How I Protect My Client’s Images - Chris Galando

How I Protect My Client’s Images

March 4th, 2014


One thing people do not see when they hire a photographer is the workflow that goes on behind the scenes of a photo shoot. This also includes how the image is captured and saved in the camera. Like all pieces of data things can become corrupt and lost. I prevent such problems from occurring by taking several steps to ensure my clients can confidently trust that their images will be delivered complete and on time. Whether it is a commercial shoot, a wedding, corporate work, or portraits I take these precaution in all my work. Let me explain the process…


First of all I carry backup equipment so if something fails I have another piece of equipment that can be used in its place to ensure I get the job done right. This includes multiple cameras, lenses, memory cards, flash units, etc. I also utilize an Apple iMac desktop computer and a MacBook laptop as well as many external hard drives. I take several measures to ensure that all of this equipment I have invested in allows me and my clients to rest assured that the images I strive hard to create are safely cared for and will be delivered completed and on time.


Backing up the images is extremely important in my workflow…


On location: I use professional Nikon cameras which have a feature that allows 2 memory cards to be inserted into the camera at the same time. When I take a photo that image is recorded on a memory card and simultaneously an exact copy of that photograph is recorded directly to the second memory card.

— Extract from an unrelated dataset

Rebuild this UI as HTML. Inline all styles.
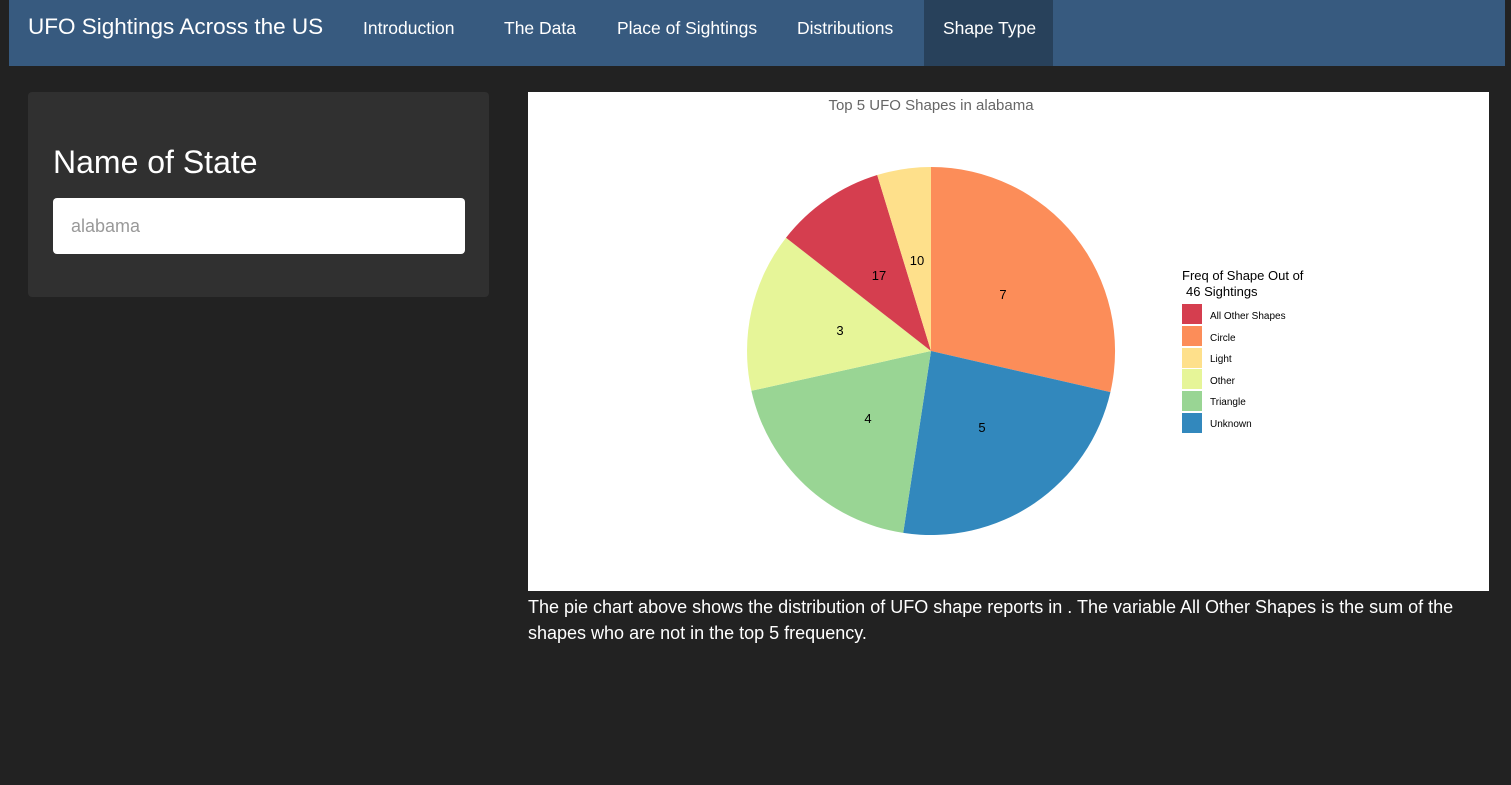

I use SanDisk and Lexar memory cards as both brands are well known for their reliability and high quality.

In the Studio: If I am shooting in the studio the process is similar except I record the photograph directly to a computer instead of memory cards. Then a duplicate copy of each image is backed up directly to an external hard drive.


After The Shoot: When I begin the editing process of the photographs I record the images to an external hard drive. When the upload to that hard drive is complete I make a copy of the newly uploaded files to a second external hard drive. I use three (3) G-Technology hard drives: One to have a mirror copy of my computer, the second drive is for my photograph files, the third is a mirror copy of the second drive with the photographs.

Only when the project is complete is when I will erase and initialize the memory cards that I originally shot on. So basically once I begin editing I will have 4 copies of each image (2 memory cards, Hard Drive 1 and Hard Drive 2) so if anything fails I have at least 3 other backups to work from.


I do everything I can to ensure the images my clients invest in are professionally cared for. One thing that sets me apart is the preparation I put into creating photographs. This includes being prepared in my work flow to make sure the images I capture for my clients are protected from loss or damage. My investment in this process is crucial to my business and creating happy clients.